Pra cima com a viga moçada Seymour, uma introdução (2)

 
Há uma nota do tradutor: Seymour, (...) pronuncia-se em inglês, como “see more” que significa literalmente “ver mais”. Está lançada a ponte que nos leva a ver inscrita no seu nome a palavra vidente. Bem, eu não concordo com a palavra vidente – Seymour não é um vidente: é um visionário. Um poeta visionário.

Buddy Glass se assenta sobre os poemas de seu irmão faz dez anos. Está na hora de se levantar e colocá-los nas mãos de um Editor para que se transformem em livro. E então ele também escreve esta introdução – para apresentar ao leitor, eu e você, o seu irmão.
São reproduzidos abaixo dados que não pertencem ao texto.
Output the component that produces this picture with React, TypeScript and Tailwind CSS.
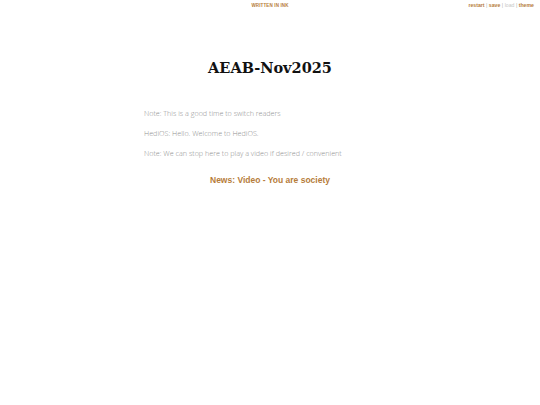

Buddy Glass, no momento em que escreve este texto é um professor quarentão que nunca se recuperou da morte de seu irmão dois anos mais velho. Um suicídio, aos 31 anos, quando estava de férias com sua mulher, na Flórida. J.D.Salinger também nunca se recuperou da morte de seu irmão mais velho. Outra ponte, essa ligando o autor real ao ficcional.

Quem foi Seymour? Ah, não espere que eu vá contar. Não espere porque eu não saberia. Antes os convido (presumindo que eu tenha mais de um leitor) a lerem o livro. E depois lerem outra vez, e outra vez e outra vez. Eu vou fazer isso. Talvez decifre o enigma do personagem, do autor-personagem e do autor.

São 184 poemas. Buddy pretende selecionar pelo menos uns 150. São hai-kais duplos. Se é que isso existe, diz ele. Poemas de duas estrofes, cada estrofe três versos, 17 sílabas. 5/7/5. Assim diz: Os poemas de Seymour estão para os hai-kais como o Martini duplo para o simples. Mas nenhum poema é transcrito no registro que está fazendo – a cunhada, que tem a guarda sob sua responsabilidade, proibiu. Só podemos então imaginar. Buddy ajuda um pouco – eles lhe davam a sensação de que uma porta se abria e alguém entrava soprando três ou quatro ou cinco infinitamente doces melodiosas notas em um cornetim e aí desaparecia.

Um episódio narrado por Buddy. Um episódio inesquecível para ele e certamente para você também, meu leitor escritor. Vou contar. Sem aspas, falarei com as minhas palavras, mas o fato não inventei. Quem inventou foi J.D.Salinger. Os dois irmãos se alistaram para o serviço militar. (Na Europa a Segunda Guerra corria solta – os parênteses são meus). Quando Buddy preenchia a ficha, Seymour leu alguma coisa por ele escrita e sorriu. Não quis contar o que tinha lido nem porque sorrira. Anos mais tarde ao comentar um texto de Buddy (não me lembro que tipo de texto, provavelmente um conto. Buddy era um ótimo contista) Seymour escreveu. Sabe por que sorri? Você preencheu a ficha dizendo que era escritor por profissão. Quando é que escrever foi sua profissão? Nunca foi outra coisa além de sua Religião. Se outro valor o livro não tivesse teria esse. Maria Olímpia Alves de Melo. Tem religião? Sim. Qual é? Escrever.

Outro episódio, nesse mesmo comentário. Agora vou copiar, abrindo e fechando aspas “Se apenas se lembrasse sempre antes de se sentar para escrever que você era leitor antes de ser escritor. (...) fixe isso na cabeça (...) e pergunte a si mesmo, como leitor, que texto entre todos os que existem no mundo Buddy Glass mais gostaria de ler se ouvisse o palpite do seu coração. O próximo passo é terrível, mas tão simples que mal posso acreditar enquanto escrevo. Você simplesmente se senta e escreve-o você mesmo. Uau. Preciso parar. Fiquei sem palavras. Meu coração está completamente descontrolado. O que mais dizer? Vou fazer o que Salinger fez e escrever meu último parágrafo. Vou obedecer à ordem dada.

Agora vá para a cama. Depressa. Depressa e Devagar.”